One point that passed me by but was raised quite brilliantly by the long suffering girlfriends long suffering mother was the casting of Ramona Marquez (the precocious cheeky little girl from outnumbered) as the royal wild child in waiting princess Margaret.

Lots of the praise for the Kings Speech has been focused on the central acting performance of Colin Firth and rightly so. He is brilliant, so brilliant that for the foreseeable future I will now see George the VI as Mr Firth. With this in mind let me raise a tentative point about the acting in Hollywood ‘Blockbuster’ cinema and more ‘serious’ cinema. Hollywood ‘Blockbuster’ actors don’t play a variety of roles in the same way as those actors that keep one finger in the artistic pie whilst dipping a toe in their LA rooftop pool.

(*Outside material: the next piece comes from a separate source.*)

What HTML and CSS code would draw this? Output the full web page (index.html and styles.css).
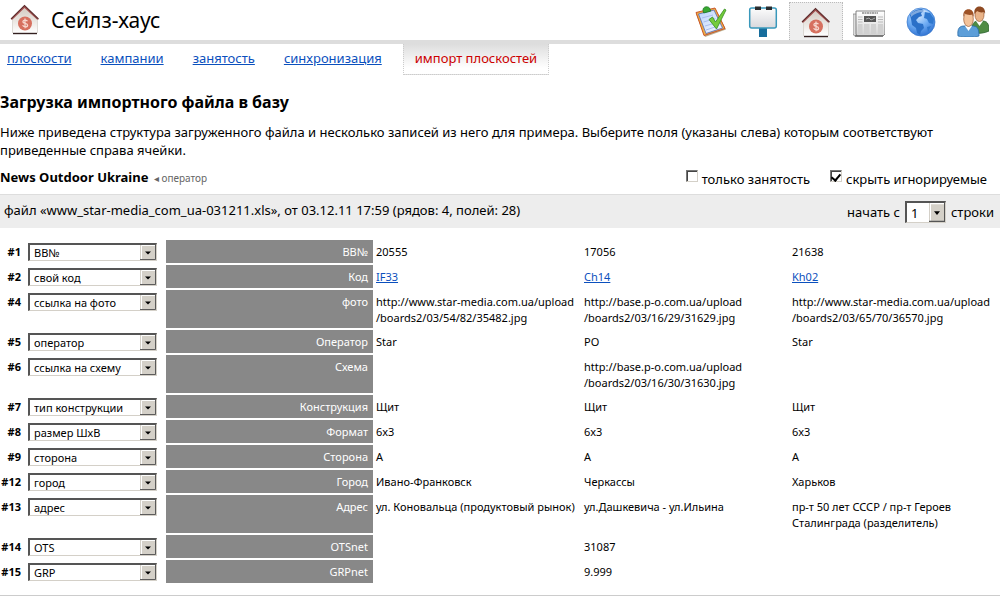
FILE: index.html
```html
<!DOCTYPE html>
<html lang="ru">
<head>
<meta charset="utf-8">
<title>Сейлз-хаус</title>
<link rel="stylesheet" href="styles.css">
</head>
<body>
<svg class="defs" aria-hidden="true">
  <defs>
    <linearGradient id="wall" x1="0" y1="0" x2="0" y2="1"><stop offset="0" stop-color="#d4cbc1"/><stop offset="1" stop-color="#fff"/></linearGradient>
    <linearGradient id="board" x1="0" y1="0" x2="0" y2="1"><stop offset="0" stop-color="#fcfcfc"/><stop offset="1" stop-color="#d8d8dc"/></linearGradient>
    <linearGradient id="sheet" x1="0" y1="0" x2="1" y2="1"><stop offset="0" stop-color="#b9d3fb"/><stop offset="1" stop-color="#f6f8ff"/></linearGradient>
    <linearGradient id="paper" x1="0" y1="0" x2="0" y2="1"><stop offset="0" stop-color="#fff"/><stop offset="1" stop-color="#d2d2d2"/></linearGradient>
    <radialGradient id="sea" cx=".4" cy=".25" r=".8"><stop offset="0" stop-color="#d8eaff"/><stop offset=".5" stop-color="#71aef4"/><stop offset="1" stop-color="#2c6fd0"/></radialGradient>
    <symbol id="house" viewBox="0 0 32 32">
      <path d="M4 15 15.500 4 28 15v14H4z" fill="url(#wall)"/>
      <path d="M4 29.500h24" stroke="#33201f" stroke-width="1.400"/>
      <path d="M3.500 29V15M28.500 29V15" stroke="#d5d0ca" stroke-width=".8"/>
      <path d="M2 15.500 15.500 2 29.500 15.500 28 15.500 15.500 4 3.500 15.500z" fill="#a34a48"/>
      <path d="M2 15 15.500 1.500 29.500 15" fill="none" stroke="#5c2b2b" stroke-width="1.100"/>
      <circle cx="16" cy="19.500" r="7" fill="#d6705f"/>
      <path d="M18.400 17.300c-.6-1.800-4.500-1.700-4.500.4 0 2.300 4.700 1 4.700 3.500 0 2.200-4.300 2.200-4.900 0M16 14.600v9.700" fill="none" stroke="#f7d8cf" stroke-width="1.300"/>
    </symbol>
  </defs>
</svg>

<header class="top">
  <div class="brand">
    <svg class="icon" aria-hidden="true"><use href="#house"/></svg>
    <h1 class="brand-name">Сейлз-хаус</h1>
  </div>
  <nav class="apps" aria-label="Разделы">
    <a class="app" href="#tasks" aria-label="Задачи">
      <svg class="icon" viewBox="0 0 32 32">
        <path d="M1 9 21 4.500l10 20L10 32z" fill="#7c5a18" opacity=".5"/>
        <path d="M1 7.500 20 3l10 20.500L9 30.500z" fill="#f0ae42" stroke="#c9572a" stroke-width="1"/>
        <path d="M3.500 9 19 5l8.500 18L11 28.500z" fill="url(#sheet)" stroke="#4f68bd" stroke-width=".8"/>
        <path d="m7 13 11-3M8.500 17l12-3.500M10 21l12-3.500M11 25l12-4" stroke="#a9bcec" stroke-width="1"/>
        <path d="M8 5.500C7.500 1 14 .5 15 4l.7 2.200-7 1.800z" fill="#38a832" stroke="#17731b" stroke-width=".7"/>
        <path d="m14 14.500 3.500-2.500 3 5L29.500 4l1.500 1-9.500 19z" fill="#75cb3c" stroke="#348c21" stroke-width=".8"/>
      </svg>
    </a>
    <a class="app" href="#boards" aria-label="Щиты">
      <svg class="icon" viewBox="0 0 32 32">
        <path d="M12 21h8v12h-8z" fill="#176d9c"/>
        <rect x="2.700" y="3" width="26.600" height="20" rx="2" fill="url(#board)" stroke="#3998bb" stroke-width="1.500"/>
        <path d="M8 1.500h6V5H8zM19 1.500h6V5h-6z" fill="#292b2d"/>
      </svg>
    </a>
    <a class="app app-active" href="#sales" aria-label="Сейлз-хаус" aria-current="page">
      <svg class="icon" aria-hidden="true"><use href="#house"/></svg>
    </a>
    <a class="app" href="#news" aria-label="Новости">
      <svg class="icon" viewBox="0 0 32 32">
        <path d="M0 9h4v22H1.500L0 29z" fill="#ddd" stroke="#888" stroke-width=".8"/>
        <path d="M3 6h29v23l-2 2H4l-1-2z" fill="url(#paper)" stroke="#777" stroke-width=".9"/>
        <path d="M2 31h28" stroke="#555" stroke-width="1.200"/>
        <path d="M9 8h16" stroke="#555" stroke-width="1.200" stroke-dasharray="2 .5"/>
        <path d="M11 11h12v6H11z" fill="#555"/>
        <path d="m13 14 3-1 2 2 4-2" fill="none" stroke="#aaa"/>
        <path d="M5 12h4.500M5 14.500h4.500M5 17h4.500M25 12h5M25 14.500h5M25 17h5" stroke="#b9b9b9" stroke-width="1.200"/>
        <path d="M5 19h4.500v10H5zM11 19h5.500v10H11zM18 19h5v10h-5zM25 19h5v10h-5z" fill="#d0d0d0"/>
      </svg>
    </a>
    <a class="app" href="#map" aria-label="Карта">
      <svg class="icon" viewBox="0 0 32 32">
        <circle cx="16" cy="17" r="14" fill="url(#sea)" stroke="#3a79cc" stroke-width=".7"/>
        <path d="M5 10C8 5.500 13 3.500 17 4l2 2-3 2 1 3-3 1-3 3 2 3 5 1 1 4-3 3-1 4-3-2-1-5-4-3-1-6z" fill="#2b70c8"/>
        <path d="m20 7 5 1 4 6-1 5-4-1-2-4-3-1zM22 22l4-1-3 6z" fill="#2f78cf"/>
        <path d="M6 9c5-5 14-6 19-1-7-2-14-1-19 4z" fill="#fff" opacity=".4"/>
      </svg>
    </a>
    <a class="app" href="#users" aria-label="Пользователи">
      <svg class="icon" viewBox="0 0 32 32">
        <path d="M15 28c-1-9 2-12 6-12h4c5 0 7 2 7 10-4 2-10 3-17 2z" fill="#4f8b44" stroke="#2c6230" stroke-width=".8"/>
        <path d="m19 16 3.500 5 3.500-5z" fill="#fff"/>
        <ellipse cx="22.500" cy="10" rx="4.500" ry="6.500" fill="#e9b388" stroke="#9e5a30" stroke-width=".7"/>
        <path d="M17.500 9c-2-10 12-10 10.500 0l-1-2c-3 1-5 0-7-1z" fill="#8f4a22"/>
        <path d="M1 31c-1-8 2-10 6-10h8c5 0 7 2 7 10-5 1.500-15 1.500-21 0z" fill="#5c9ed9" stroke="#286ba7" stroke-width=".8"/>
        <path d="m8 21 3.500 5 3.500-5z" fill="#fff"/>
        <ellipse cx="11.500" cy="14" rx="4.800" ry="7.500" fill="#f3c39b" stroke="#9e5a30" stroke-width=".7"/>
        <path d="M6.500 12C4.500 1.500 18.500 1.500 16.500 12l-1-2.500c-3 1-6 0-8-1z" fill="#9d5226"/>
      </svg>
    </a>
  </nav>
</header>

<nav class="tabs" aria-label="Подразделы">
  <a class="tab" href="#planes">плоскости</a>
  <a class="tab" href="#campaigns">кампании</a>
  <a class="tab" href="#busy">занятость</a>
  <a class="tab" href="#sync">синхронизация</a>
  <a class="tab tab-active" href="#import" aria-current="page">импорт плоскостей</a>
</nav>

<main class="content">
  <h2 class="title">Загрузка импортного файла в базу</h2>
  <p class="intro">Ниже приведена структура загруженного файла и несколько записей из него для примера. Выберите поля (указаны слева) которым соответствуют приведенные справа ячейки.</p>

  <div class="operator-row">
    <div class="operator"><strong>News Outdoor Ukraine</strong> <span class="hint">◂ оператор</span></div>
    <div class="flags">
      <label class="flag"><input class="check" type="checkbox">только занятость</label>
      <label class="flag"><input class="check" type="checkbox" checked>скрыть игнорируемые</label>
    </div>
  </div>

  <div class="file-bar">
    <span>файл «www_star-media_com_ua-031211.xls», от 03.12.11 17:59 (рядов: 4, полей: 28)</span>
    <span class="start"><label for="start">начать с</label><select class="pick pick-row" id="start"><option>1</option></select>строки</span>
  </div>

  <table class="map">
    <colgroup><col class="col-num"><col class="col-pick"><col><col><col><col></colgroup>
    <tbody>
      <tr><th><label for="f1">#1</label></th><td><select class="pick" id="f1"><option>BB№</option></select></td><td class="name">BB№</td><td>20555</td><td>17056</td><td>21638</td></tr>
      <tr><th><label for="f2">#2</label></th><td><select class="pick" id="f2"><option>свой код</option></select></td><td class="name">Код</td><td><a href="#IF33">IF33</a></td><td><a href="#Ch14">Ch14</a></td><td><a href="#Kh02">Kh02</a></td></tr>
      <tr><th><label for="f4">#4</label></th><td><select class="pick" id="f4"><option>ссылка на фото</option></select></td><td class="name">фото</td><td>http://www.star-media.com.ua/upload<br>/boards2/03/54/82/35482.jpg</td><td>http://base.p-o.com.ua/upload<br>/boards2/03/16/29/31629.jpg</td><td>http://www.star-media.com.ua/upload<br>/boards2/03/65/70/36570.jpg</td></tr>
      <tr><th><label for="f5">#5</label></th><td><select class="pick" id="f5"><option>оператор</option></select></td><td class="name">Оператор</td><td>Star</td><td>PO</td><td>Star</td></tr>
      <tr><th><label for="f6">#6</label></th><td><select class="pick" id="f6"><option>ссылка на схему</option></select></td><td class="name">Схема</td><td></td><td>http://base.p-o.com.ua/upload<br>/boards2/03/16/30/31630.jpg</td><td></td></tr>
      <tr><th><label for="f7">#7</label></th><td><select class="pick" id="f7"><option>тип конструкции</option></select></td><td class="name">Конструкция</td><td>Щит</td><td>Щит</td><td>Щит</td></tr>
      <tr><th><label for="f8">#8</label></th><td><select class="pick" id="f8"><option>размер ШхВ</option></select></td><td class="name">Формат</td><td>6x3</td><td>6x3</td><td>6x3</td></tr>
      <tr><th><label for="f9">#9</label></th><td><select class="pick" id="f9"><option>сторона</option></select></td><td class="name">Сторона</td><td>А</td><td>А</td><td>А</td></tr>
      <tr><th><label for="f12">#12</label></th><td><select class="pick" id="f12"><option>город</option></select></td><td class="name">Город</td><td>Ивано-Франковск</td><td>Черкассы</td><td>Харьков</td></tr>
      <tr><th><label for="f13">#13</label></th><td><select class="pick" id="f13"><option>адрес</option></select></td><td class="name">Адрес</td><td>ул. Коновальца (продуктовый рынок)</td><td>ул.Дашкевича - ул.Ильина</td><td>пр-т 50 лет СССР / пр-т Героев<br>Сталинграда (разделитель)</td></tr>
      <tr><th><label for="f14">#14</label></th><td><select class="pick" id="f14"><option>OTS</option></select></td><td class="name">OTSnet</td><td></td><td>31087</td><td></td></tr>
      <tr><th><label for="f15">#15</label></th><td><select class="pick" id="f15"><option>GRP</option></select></td><td class="name">GRPnet</td><td></td><td>9.999</td><td></td></tr>
    </tbody>
  </table>
</main>
</body>
</html>
```
FILE: styles.css
```css
* { box-sizing: border-box; }
body { margin: 0; background: #fff; color: #000; font: 13px/18px "Noto Sans", sans-serif; }
a { color: #0b50bd; }
.defs { display: block; width: 0; height: 0; }
.icon { display: block; width: 32px; height: 32px; }

.top { display: flex; justify-content: space-between; align-items: flex-end; height: 44px; border-bottom: 4px solid #ddd; }
.brand { display: flex; align-items: center; gap: 10px; height: 40px; padding-left: 9px; }
.brand-name { margin: 0; font-size: 21px; line-height: 28px; font-weight: 400; }
.apps { display: flex; padding-right: 1px; }
.app { display: flex; justify-content: center; align-items: center; width: 52px; height: 38px; }
.app-active { width: 54px; background: #eee; border: 1px dotted #bbb; border-bottom: 0; padding-top: 3px; }

.tabs { display: flex; align-items: flex-start; gap: 29px; padding-left: 7px; }
.tab { padding-top: 5px; }
.tab-active { margin-left: -8px; padding: 5px 11px 7px; border: 1px dotted #ccc; border-top: 0; background: linear-gradient(#ddd, #fff 80%); color: #c00; text-decoration: none; }

.content { padding-bottom: 10px; border-bottom: 1px solid #ccc; }
.title { margin: 16px 0 0; font-size: 16px; line-height: 22px; }
.intro { margin: 10px 0 0; padding-right: 24px; }

.operator-row { display: flex; justify-content: space-between; padding: 9px 13px 7px 0; }
.hint { margin-left: 2px; color: #666; font-size: 10px; }
.flags { display: flex; gap: 20px; padding-top: 2px; margin-bottom: -2px; }
.flag { display: flex; align-items: flex-start; gap: 4px; }
.check { appearance: none; display: grid; place-content: center; width: 12px; height: 12px; margin: 0; border: 1px solid; border-color: #777 #d4d0c8 #d4d0c8 #777; box-shadow: inset 1px 1px #444; background: #fff; }
.check:checked::before { content: ""; width: 4px; height: 7px; border: solid #000; border-width: 0 2px 2px 0; transform: rotate(40deg); }

.file-bar { display: flex; justify-content: space-between; align-items: flex-start; height: 34px; padding: 6px 6px 0 4px; border-top: 1px solid #ddd; background: #ededed; }
.start { display: flex; align-items: center; gap: 5px; }

.pick {
  appearance: none; display: block; width: 129px; height: 18px; margin: 0; padding: 0 20px 0 4px;
  border: 2px solid; border-color: #555 #d4d0c8 #d4d0c8 #555; border-width: 2px 1px 1px 2px; border-radius: 0; color: #000; font: 11px/14px "Noto Sans", sans-serif;
  background: #fff url("data:image/svg+xml,%3Csvg xmlns='http://www.w3.org/2000/svg' width='16' height='16'%3E%3Cpath fill='%23d4d0c8' d='M0 0h16v16H0z'/%3E%3Cpath fill='none' stroke='%23fff' d='M1.500 15V.5H15'/%3E%3Cpath fill='none' stroke='%23555' d='M15.500 0v15.500H0'/%3E%3Cpath d='M5 7h6l-3 3z'/%3E%3C/svg%3E") right center / 16px 100% no-repeat;
}
.pick-row { width: 41px; height: 22px; font-size: 13px; line-height: 18px; }

.map { width: calc(100% - 2px); margin-top: 12px; table-layout: fixed; border-collapse: separate; border-spacing: 0; font-size: 11px; line-height: 16px; }
.map th, .map td { height: 25px; padding: 4px 0 2px 2px; border-bottom: 2px solid #fff; text-align: left; vertical-align: top; }
.map th { padding: 4px 0 2px; text-align: right; font-weight: 700; }
.map .name { padding-right: 5px; background: #888; color: #fff; text-align: right; border-right: 1px solid #fff; }
.map td:nth-child(2) { padding: 3px 0 0 7px; }
.col-num { width: 21px; }
.col-pick { width: 145px; }
```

Those routed to the top of the Hollywood ‘A’ list play such a narrow spectrum of characters that one could easily imagine them to leave the set of one film as one character and return as another without the audience noticing any difference in their performance beyond a costume change. Could George VI walk in and play the role of Darcy in either Pride or Prejudice or Bridget Jones? No! Because when a good actor plies his trade you are invested not in the actor but in the character that they play. The actor as a person and even as an artist is removed from the character and only once the film has ended can this feat be appreciated. How about Rachel from Friends turning up as Jim Carrey’s wife in Bruce Almighty, Polly Prince in Along Came Polly, Brooke in the break up, Jennifer in Marley and me or Nicole in The Bounty Hunter. This is a woman who is one of Hollywood’s most bankable stars and like most on the list she appears to do little in the way of acting to have achieved this accolade.

*Cough* Rant over.

Anyway the film is great. You should go and see it. Actually you probably already have.